Records to use -
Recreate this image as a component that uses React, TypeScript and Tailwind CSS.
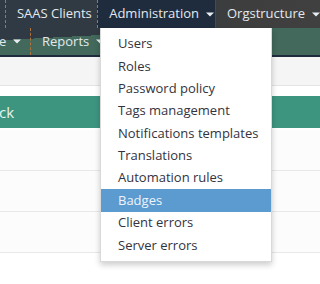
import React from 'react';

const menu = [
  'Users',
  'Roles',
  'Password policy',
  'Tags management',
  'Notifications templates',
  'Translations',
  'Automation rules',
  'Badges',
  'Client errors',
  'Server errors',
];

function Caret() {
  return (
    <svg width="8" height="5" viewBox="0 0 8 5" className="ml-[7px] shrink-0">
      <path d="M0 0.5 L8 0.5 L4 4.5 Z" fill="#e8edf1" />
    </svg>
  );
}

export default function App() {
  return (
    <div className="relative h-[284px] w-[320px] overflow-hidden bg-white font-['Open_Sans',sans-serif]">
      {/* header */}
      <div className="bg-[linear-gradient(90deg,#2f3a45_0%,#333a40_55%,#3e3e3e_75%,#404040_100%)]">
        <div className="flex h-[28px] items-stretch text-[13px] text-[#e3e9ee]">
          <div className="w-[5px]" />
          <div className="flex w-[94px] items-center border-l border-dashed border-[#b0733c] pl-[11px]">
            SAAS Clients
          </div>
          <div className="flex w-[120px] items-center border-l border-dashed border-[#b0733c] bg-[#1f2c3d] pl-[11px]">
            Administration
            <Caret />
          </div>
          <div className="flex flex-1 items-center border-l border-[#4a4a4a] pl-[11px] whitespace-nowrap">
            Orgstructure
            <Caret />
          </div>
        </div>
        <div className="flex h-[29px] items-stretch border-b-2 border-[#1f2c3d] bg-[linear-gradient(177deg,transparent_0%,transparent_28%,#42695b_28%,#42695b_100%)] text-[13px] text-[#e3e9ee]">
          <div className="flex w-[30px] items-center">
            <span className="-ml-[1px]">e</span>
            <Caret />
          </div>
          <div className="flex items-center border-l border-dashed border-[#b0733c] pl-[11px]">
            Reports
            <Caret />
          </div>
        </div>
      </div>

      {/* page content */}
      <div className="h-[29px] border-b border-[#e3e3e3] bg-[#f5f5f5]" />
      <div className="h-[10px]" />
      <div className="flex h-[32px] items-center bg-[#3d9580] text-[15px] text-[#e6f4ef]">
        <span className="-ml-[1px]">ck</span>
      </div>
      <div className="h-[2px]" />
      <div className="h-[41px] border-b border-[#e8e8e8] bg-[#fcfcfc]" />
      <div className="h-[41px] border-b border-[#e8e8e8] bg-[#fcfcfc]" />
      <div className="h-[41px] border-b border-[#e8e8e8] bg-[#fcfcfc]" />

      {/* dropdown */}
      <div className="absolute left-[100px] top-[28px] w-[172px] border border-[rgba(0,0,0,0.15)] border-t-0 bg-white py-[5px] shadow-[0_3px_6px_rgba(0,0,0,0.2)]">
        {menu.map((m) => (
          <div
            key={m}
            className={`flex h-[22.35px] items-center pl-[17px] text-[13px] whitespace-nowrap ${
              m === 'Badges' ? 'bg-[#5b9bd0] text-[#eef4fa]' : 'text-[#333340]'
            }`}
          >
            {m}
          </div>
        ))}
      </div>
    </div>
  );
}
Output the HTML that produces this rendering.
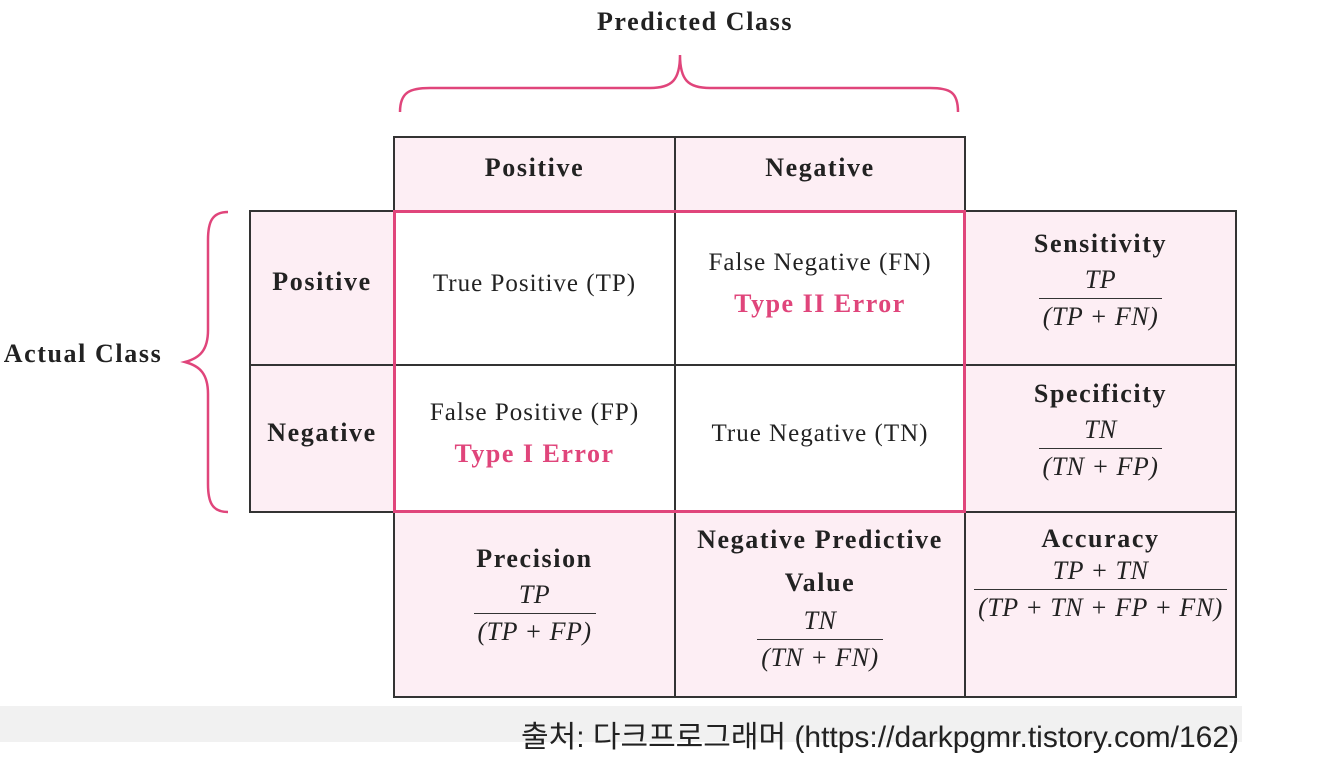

Short task -
Repeat the records above verbatim, with no pictures in the result.

Exercise output -
Recreate this image as a component that uses React, TypeScript and Tailwind CSS.
import React from 'react';

const menu = [
  'Users',
  'Roles',
  'Password policy',
  'Tags management',
  'Notifications templates',
  'Translations',
  'Automation rules',
  'Badges',
  'Client errors',
  'Server errors',
];

function Caret() {
  return (
    <svg width="8" height="5" viewBox="0 0 8 5" className="ml-[7px] shrink-0">
      <path d="M0 0.5 L8 0.5 L4 4.5 Z" fill="#e8edf1" />
    </svg>
  );
}

export default function App() {
  return (
    <div className="relative h-[284px] w-[320px] overflow-hidden bg-white font-['Open_Sans',sans-serif]">
      {/* header */}
      <div className="bg-[linear-gradient(90deg,#2f3a45_0%,#333a40_55%,#3e3e3e_75%,#404040_100%)]">
        <div className="flex h-[28px] items-stretch text-[13px] text-[#e3e9ee]">
          <div className="w-[5px]" />
          <div className="flex w-[94px] items-center border-l border-dashed border-[#b0733c] pl-[11px]">
            SAAS Clients
          </div>
          <div className="flex w-[120px] items-center border-l border-dashed border-[#b0733c] bg-[#1f2c3d] pl-[11px]">
            Administration
            <Caret />
          </div>
          <div className="flex flex-1 items-center border-l border-[#4a4a4a] pl-[11px] whitespace-nowrap">
            Orgstructure
            <Caret />
          </div>
        </div>
        <div className="flex h-[29px] items-stretch border-b-2 border-[#1f2c3d] bg-[linear-gradient(177deg,transparent_0%,transparent_28%,#42695b_28%,#42695b_100%)] text-[13px] text-[#e3e9ee]">
          <div className="flex w-[30px] items-center">
            <span className="-ml-[1px]">e</span>
            <Caret />
          </div>
          <div className="flex items-center border-l border-dashed border-[#b0733c] pl-[11px]">
            Reports
            <Caret />
          </div>
        </div>
      </div>

      {/* page content */}
      <div className="h-[29px] border-b border-[#e3e3e3] bg-[#f5f5f5]" />
      <div className="h-[10px]" />
      <div className="flex h-[32px] items-center bg-[#3d9580] text-[15px] text-[#e6f4ef]">
        <span className="-ml-[1px]">ck</span>
      </div>
      <div className="h-[2px]" />
      <div className="h-[41px] border-b border-[#e8e8e8] bg-[#fcfcfc]" />
      <div className="h-[41px] border-b border-[#e8e8e8] bg-[#fcfcfc]" />
      <div className="h-[41px] border-b border-[#e8e8e8] bg-[#fcfcfc]" />

      {/* dropdown */}
      <div className="absolute left-[100px] top-[28px] w-[172px] border border-[rgba(0,0,0,0.15)] border-t-0 bg-white py-[5px] shadow-[0_3px_6px_rgba(0,0,0,0.2)]">
        {menu.map((m) => (
          <div
            key={m}
            className={`flex h-[22.35px] items-center pl-[17px] text-[13px] whitespace-nowrap ${
              m === 'Badges' ? 'bg-[#5b9bd0] text-[#eef4fa]' : 'text-[#333340]'
            }`}
          >
            {m}
          </div>
        ))}
      </div>
    </div>
  );
}
Output the HTML that produces this rendering.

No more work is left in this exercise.